Like I'll have to rotate the Upper Arm to move it down, like so. I'll have to set keyframes for the Lower Arm to move it, and you know what? I don't even like how that Upper Arm is positioned right now, change that, uh, it's so much work. All these rotations. Then I'll have to go ahead and rotate the Hand to do a little bit of butt scratching.
Rotate it up, rotate it down, rotate it up, and if I want this to look a little more natural, I mean, our character should be looking at the behind in which he is scratching. So let's go to his Head. This layer here, and the Neck, I'll just Shift + select, hit R for both of them, come back here to as he's moving his arm down, I'll make keyframes for both of them, and let's move the Neck, so it's kind of pointing down, and the Head, so it's kind of looking back a little bit.
Uh, boy this is taking forever. If I preview, uh, it's not even going fast enough. I've gotta select all of these, and I'm gonna hold down Option, OK, you guys get the point. This is taking a long time just to get a single little behind scratch. I mean, there has got to be a better way. Well, better or not, there is a more streamlined way. And that's by using a little something called Inverse Kinematics. Let me go ahead and zoom back out briefly here.
With Inverse Kinematics there are a few set control layers for different sections of the body, and instead of animation being created by rotating several parented layers, those layers are all attached to these controllers. And simply animating the position of the controllers will adjust the rotation of several layers at once. So the character rig on the right side of my Composition window is using Duik's Inverse Kinematics, or IK. I'm gonna go ahead and Command + plus to zoom in a little bit. And I'm gonna move down in my timeline all the way below this pink dividing line that says Inverse Kinematics, and you can see that I have several control layers here.
These controllers, which are IK_C, that underscore stands for controller, are also guide layers. You'll see this little tic-tac-toe mark here, that means that these exist and we can see them, but they won't render out with our final animation. So I can actually just grab onto these and move their position and as you can see, it's moving the position of several different Arm layers. I can grab onto the Pelvis one and I can rock them back and forth a little bit, so they wiggle.
So if I wanna animate something like a little behind scratch I can do it much faster and much more streamlined using these controllers. I'm gonna hit P for the Position, I'm gonna go ahead and make a Position keyframe here, I'll move it over, so he moves his little behind over, I'll come up over here, select the Hand controller, hit P for Position, I'll move this down, and because it's attached to this controller I can also hit R on that for the Rotation, make a Rotation keyframe, I'm gonna hit U to bring up all my keyframes, and I can rotate the hand using this same single controller and I can do a little bit of behind scratch action, and it's a lot quicker, and I'm moving a lot more layers all together.
Yeah.
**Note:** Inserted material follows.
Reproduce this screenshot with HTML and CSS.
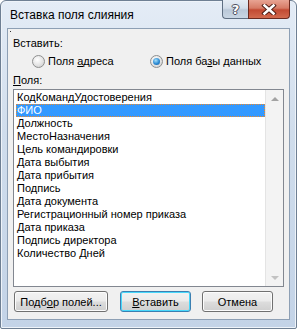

I'll even give them a little bit of wiggle on their body to help make that more accented of a behind scratch. That's a much better looking behind scratch with a lot more character and a lot more attitude thanks to a little of Inverse Kinematics. So if you note really quickly, I have all these same layers in the Inverse Kinematics as the first one, make sure that my shy guy is unchecked, and we can see all of these different layers for the Head, Neck, Torso, there's all these zero layers too that get created automatically by Duik, but I like to lock those off and hide them with the little shy guy right here, and clicking that there, so all I'm looking at are these few simple controllers.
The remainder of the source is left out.